Give a verbatim copy of the lines below, minus the pictures.
==== Data ====
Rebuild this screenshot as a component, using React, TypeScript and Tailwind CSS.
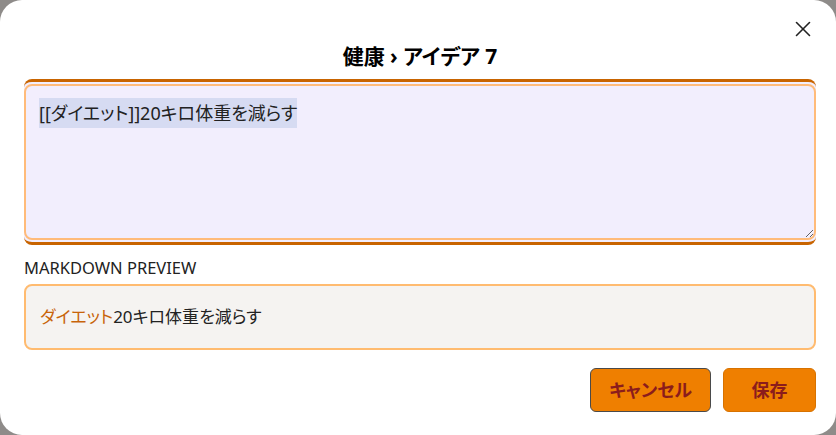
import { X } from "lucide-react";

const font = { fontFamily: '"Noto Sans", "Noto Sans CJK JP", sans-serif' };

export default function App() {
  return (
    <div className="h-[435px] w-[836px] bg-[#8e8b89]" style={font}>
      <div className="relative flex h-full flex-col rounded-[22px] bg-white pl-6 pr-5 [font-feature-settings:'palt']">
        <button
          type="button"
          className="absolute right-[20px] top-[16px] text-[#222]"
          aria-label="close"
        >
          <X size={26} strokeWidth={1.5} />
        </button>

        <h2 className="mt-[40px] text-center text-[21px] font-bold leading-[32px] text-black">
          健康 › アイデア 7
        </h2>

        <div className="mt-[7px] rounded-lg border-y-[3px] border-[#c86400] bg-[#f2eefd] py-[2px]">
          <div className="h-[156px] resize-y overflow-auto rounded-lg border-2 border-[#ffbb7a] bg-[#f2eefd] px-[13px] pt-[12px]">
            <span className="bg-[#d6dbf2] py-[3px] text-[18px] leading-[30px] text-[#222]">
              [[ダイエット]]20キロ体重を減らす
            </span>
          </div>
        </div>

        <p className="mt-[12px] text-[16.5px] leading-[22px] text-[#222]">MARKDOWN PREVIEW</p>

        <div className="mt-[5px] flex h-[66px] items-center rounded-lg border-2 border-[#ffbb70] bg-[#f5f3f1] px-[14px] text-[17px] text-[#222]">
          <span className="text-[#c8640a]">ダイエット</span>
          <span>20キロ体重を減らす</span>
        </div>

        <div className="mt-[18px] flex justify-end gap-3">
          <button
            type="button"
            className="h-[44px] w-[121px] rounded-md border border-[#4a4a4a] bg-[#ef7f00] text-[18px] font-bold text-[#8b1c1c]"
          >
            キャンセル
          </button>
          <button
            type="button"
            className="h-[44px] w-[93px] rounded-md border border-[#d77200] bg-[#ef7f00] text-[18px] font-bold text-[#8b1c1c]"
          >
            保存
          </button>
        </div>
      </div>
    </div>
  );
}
====
• **Written answer**:
Rebuild this screenshot as a component, using React, TypeScript and Tailwind CSS.
import { X } from "lucide-react";

const font = { fontFamily: '"Noto Sans", "Noto Sans CJK JP", sans-serif' };

export default function App() {
  return (
    <div className="h-[435px] w-[836px] bg-[#8e8b89]" style={font}>
      <div className="relative flex h-full flex-col rounded-[22px] bg-white pl-6 pr-5 [font-feature-settings:'palt']">
        <button
          type="button"
          className="absolute right-[20px] top-[16px] text-[#222]"
          aria-label="close"
        >
          <X size={26} strokeWidth={1.5} />
        </button>

        <h2 className="mt-[40px] text-center text-[21px] font-bold leading-[32px] text-black">
          健康 › アイデア 7
        </h2>

        <div className="mt-[7px] rounded-lg border-y-[3px] border-[#c86400] bg-[#f2eefd] py-[2px]">
          <div className="h-[156px] resize-y overflow-auto rounded-lg border-2 border-[#ffbb7a] bg-[#f2eefd] px-[13px] pt-[12px]">
            <span className="bg-[#d6dbf2] py-[3px] text-[18px] leading-[30px] text-[#222]">
              [[ダイエット]]20キロ体重を減らす
            </span>
          </div>
        </div>

        <p className="mt-[12px] text-[16.5px] leading-[22px] text-[#222]">MARKDOWN PREVIEW</p>

        <div className="mt-[5px] flex h-[66px] items-center rounded-lg border-2 border-[#ffbb70] bg-[#f5f3f1] px-[14px] text-[17px] text-[#222]">
          <span className="text-[#c8640a]">ダイエット</span>
          <span>20キロ体重を減らす</span>
        </div>

        <div className="mt-[18px] flex justify-end gap-3">
          <button
            type="button"
            className="h-[44px] w-[121px] rounded-md border border-[#4a4a4a] bg-[#ef7f00] text-[18px] font-bold text-[#8b1c1c]"
          >
            キャンセル
          </button>
          <button
            type="button"
            className="h-[44px] w-[93px] rounded-md border border-[#d77200] bg-[#ef7f00] text-[18px] font-bold text-[#8b1c1c]"
          >
            保存
          </button>
        </div>
      </div>
    </div>
  );
}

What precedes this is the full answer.